▶ _Given data_
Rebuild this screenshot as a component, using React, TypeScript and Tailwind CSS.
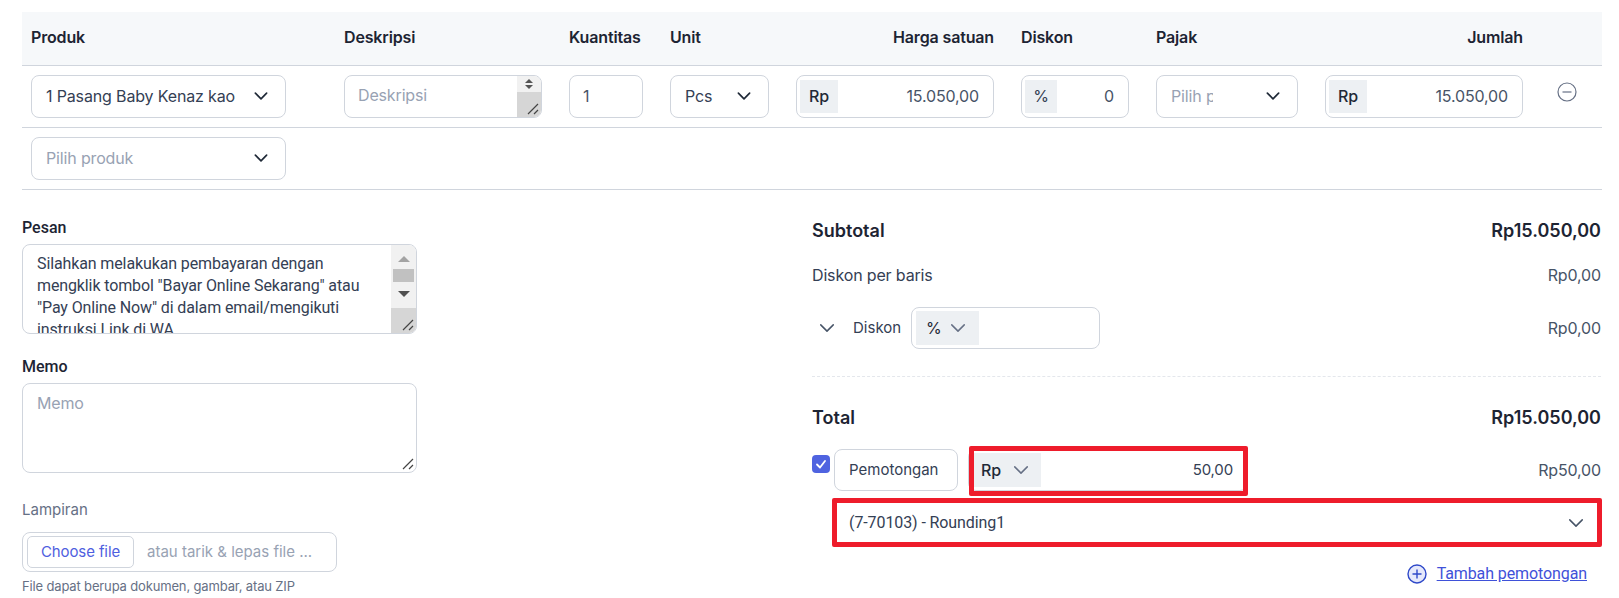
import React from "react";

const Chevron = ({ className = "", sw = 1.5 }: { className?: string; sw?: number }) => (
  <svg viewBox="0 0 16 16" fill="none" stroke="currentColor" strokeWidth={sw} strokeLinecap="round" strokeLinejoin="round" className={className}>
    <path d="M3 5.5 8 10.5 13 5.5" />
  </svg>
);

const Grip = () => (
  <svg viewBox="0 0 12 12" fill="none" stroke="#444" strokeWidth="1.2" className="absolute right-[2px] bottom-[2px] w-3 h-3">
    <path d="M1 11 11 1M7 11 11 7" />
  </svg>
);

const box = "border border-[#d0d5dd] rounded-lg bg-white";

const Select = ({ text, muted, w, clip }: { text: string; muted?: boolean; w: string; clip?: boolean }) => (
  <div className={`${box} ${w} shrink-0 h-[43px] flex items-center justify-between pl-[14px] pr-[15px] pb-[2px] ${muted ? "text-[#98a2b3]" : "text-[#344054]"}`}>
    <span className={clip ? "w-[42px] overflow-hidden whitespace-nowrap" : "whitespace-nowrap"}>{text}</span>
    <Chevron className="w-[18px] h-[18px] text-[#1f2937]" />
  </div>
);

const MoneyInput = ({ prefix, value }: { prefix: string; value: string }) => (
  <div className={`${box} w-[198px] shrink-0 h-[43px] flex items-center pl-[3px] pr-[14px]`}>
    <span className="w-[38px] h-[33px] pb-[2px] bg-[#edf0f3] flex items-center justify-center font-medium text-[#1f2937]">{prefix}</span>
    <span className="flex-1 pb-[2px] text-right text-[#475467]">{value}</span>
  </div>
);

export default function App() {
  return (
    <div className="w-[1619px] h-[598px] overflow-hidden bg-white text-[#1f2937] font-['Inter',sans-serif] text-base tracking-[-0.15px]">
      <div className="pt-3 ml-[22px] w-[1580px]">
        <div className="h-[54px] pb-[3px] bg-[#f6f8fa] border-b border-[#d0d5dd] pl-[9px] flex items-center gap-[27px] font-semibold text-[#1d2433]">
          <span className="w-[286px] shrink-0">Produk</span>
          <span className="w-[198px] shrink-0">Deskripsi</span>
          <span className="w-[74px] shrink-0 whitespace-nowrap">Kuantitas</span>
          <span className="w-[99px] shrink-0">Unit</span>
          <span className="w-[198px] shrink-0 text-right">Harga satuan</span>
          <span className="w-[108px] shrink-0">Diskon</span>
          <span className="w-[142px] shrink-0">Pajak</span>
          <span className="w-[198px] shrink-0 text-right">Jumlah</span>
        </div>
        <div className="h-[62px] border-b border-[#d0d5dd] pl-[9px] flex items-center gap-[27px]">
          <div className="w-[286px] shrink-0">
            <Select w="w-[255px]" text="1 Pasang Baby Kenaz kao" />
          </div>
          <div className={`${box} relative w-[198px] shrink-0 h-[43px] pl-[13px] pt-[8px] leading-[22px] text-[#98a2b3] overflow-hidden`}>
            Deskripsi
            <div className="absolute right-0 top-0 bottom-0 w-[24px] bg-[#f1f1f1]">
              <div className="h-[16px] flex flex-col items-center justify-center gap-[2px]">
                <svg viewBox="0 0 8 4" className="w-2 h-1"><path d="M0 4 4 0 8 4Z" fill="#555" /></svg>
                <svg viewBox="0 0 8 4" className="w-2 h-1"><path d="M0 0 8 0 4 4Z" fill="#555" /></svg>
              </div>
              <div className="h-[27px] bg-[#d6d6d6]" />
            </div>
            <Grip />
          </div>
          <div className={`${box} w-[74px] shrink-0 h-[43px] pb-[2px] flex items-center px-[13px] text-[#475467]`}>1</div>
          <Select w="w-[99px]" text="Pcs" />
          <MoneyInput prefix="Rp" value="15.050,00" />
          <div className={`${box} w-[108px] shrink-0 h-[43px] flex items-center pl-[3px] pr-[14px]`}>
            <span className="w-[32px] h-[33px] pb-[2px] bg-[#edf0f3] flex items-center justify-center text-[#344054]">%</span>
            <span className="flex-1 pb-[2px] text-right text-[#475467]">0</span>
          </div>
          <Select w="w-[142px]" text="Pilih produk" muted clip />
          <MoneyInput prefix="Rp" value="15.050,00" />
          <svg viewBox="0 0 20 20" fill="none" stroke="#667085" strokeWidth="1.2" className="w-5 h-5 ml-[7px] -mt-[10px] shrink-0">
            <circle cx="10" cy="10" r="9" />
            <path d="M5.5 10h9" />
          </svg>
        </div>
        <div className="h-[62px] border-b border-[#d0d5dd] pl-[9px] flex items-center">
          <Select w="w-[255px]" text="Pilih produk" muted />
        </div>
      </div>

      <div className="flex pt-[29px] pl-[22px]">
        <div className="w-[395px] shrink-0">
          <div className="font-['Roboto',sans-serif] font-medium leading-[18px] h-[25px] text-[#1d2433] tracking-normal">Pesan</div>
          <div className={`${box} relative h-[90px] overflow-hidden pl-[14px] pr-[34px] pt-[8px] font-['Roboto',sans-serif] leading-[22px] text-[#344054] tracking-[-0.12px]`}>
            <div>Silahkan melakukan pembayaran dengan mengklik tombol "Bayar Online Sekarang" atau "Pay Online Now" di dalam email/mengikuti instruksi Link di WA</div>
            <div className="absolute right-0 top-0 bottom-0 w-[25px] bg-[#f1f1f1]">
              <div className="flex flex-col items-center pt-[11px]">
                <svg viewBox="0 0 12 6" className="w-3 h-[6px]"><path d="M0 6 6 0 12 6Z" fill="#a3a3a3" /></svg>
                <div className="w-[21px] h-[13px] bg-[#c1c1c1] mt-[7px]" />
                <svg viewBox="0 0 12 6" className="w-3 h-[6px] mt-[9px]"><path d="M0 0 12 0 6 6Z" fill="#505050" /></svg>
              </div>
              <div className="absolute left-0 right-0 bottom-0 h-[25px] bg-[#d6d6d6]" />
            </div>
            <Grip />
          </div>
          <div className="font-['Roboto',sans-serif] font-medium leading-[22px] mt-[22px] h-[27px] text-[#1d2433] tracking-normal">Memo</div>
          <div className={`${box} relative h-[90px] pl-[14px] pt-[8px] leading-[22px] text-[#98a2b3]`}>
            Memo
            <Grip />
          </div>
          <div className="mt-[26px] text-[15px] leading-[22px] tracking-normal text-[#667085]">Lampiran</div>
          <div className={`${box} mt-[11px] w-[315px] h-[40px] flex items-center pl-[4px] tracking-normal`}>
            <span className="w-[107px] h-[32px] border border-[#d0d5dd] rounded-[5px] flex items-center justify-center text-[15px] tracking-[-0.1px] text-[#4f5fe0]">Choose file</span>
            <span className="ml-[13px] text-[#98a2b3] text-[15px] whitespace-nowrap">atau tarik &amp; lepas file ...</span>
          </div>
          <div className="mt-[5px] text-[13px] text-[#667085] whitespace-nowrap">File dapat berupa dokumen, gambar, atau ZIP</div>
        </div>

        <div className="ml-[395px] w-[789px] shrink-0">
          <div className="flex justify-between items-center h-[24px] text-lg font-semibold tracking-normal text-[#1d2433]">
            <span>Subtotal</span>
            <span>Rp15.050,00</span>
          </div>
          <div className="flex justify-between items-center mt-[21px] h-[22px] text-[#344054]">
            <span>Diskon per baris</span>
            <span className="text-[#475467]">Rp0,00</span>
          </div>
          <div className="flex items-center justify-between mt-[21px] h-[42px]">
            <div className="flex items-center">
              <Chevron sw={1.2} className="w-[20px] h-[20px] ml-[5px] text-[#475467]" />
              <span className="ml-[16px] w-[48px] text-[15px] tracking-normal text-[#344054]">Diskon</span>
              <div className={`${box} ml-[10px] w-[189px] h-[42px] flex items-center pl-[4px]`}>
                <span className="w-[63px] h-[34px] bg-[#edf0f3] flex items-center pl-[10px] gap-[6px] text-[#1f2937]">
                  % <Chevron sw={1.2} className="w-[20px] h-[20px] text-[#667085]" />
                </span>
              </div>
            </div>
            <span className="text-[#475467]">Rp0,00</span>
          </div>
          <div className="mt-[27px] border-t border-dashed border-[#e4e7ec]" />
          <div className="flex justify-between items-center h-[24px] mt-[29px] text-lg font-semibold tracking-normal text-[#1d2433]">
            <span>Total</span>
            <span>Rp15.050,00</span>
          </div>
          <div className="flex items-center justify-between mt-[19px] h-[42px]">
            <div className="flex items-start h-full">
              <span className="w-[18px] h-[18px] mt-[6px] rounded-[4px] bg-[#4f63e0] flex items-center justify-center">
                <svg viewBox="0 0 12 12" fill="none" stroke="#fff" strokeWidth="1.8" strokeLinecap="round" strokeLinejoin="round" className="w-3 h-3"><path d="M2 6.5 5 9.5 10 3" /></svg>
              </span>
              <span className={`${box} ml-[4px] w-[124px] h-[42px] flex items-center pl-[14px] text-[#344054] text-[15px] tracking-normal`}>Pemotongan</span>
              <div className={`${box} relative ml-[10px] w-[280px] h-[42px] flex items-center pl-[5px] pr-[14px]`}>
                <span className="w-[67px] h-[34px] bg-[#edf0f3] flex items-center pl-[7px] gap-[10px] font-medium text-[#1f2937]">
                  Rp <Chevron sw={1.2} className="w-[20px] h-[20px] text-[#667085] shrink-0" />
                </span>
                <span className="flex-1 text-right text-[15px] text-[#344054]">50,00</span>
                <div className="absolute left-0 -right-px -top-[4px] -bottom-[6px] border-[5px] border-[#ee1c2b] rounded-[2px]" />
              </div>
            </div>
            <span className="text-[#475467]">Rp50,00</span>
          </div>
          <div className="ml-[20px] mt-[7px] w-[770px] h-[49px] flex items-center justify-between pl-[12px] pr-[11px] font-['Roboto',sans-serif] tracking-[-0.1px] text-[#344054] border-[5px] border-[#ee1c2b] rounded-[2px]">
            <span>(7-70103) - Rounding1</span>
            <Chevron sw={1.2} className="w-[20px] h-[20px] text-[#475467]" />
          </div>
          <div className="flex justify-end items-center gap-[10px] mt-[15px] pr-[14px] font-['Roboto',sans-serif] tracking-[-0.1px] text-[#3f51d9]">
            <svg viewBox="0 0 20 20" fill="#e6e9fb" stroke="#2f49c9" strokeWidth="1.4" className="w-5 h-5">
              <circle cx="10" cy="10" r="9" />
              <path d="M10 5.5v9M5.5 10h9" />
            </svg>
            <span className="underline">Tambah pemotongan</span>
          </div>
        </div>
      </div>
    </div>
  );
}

▶ _What to do_
Leave out the pictures and repeat the lines from the start of the material through the line with "import React from", inclusive.

▶ _Right answer_
Rebuild this screenshot as a component, using React, TypeScript and Tailwind CSS.
import React from "react";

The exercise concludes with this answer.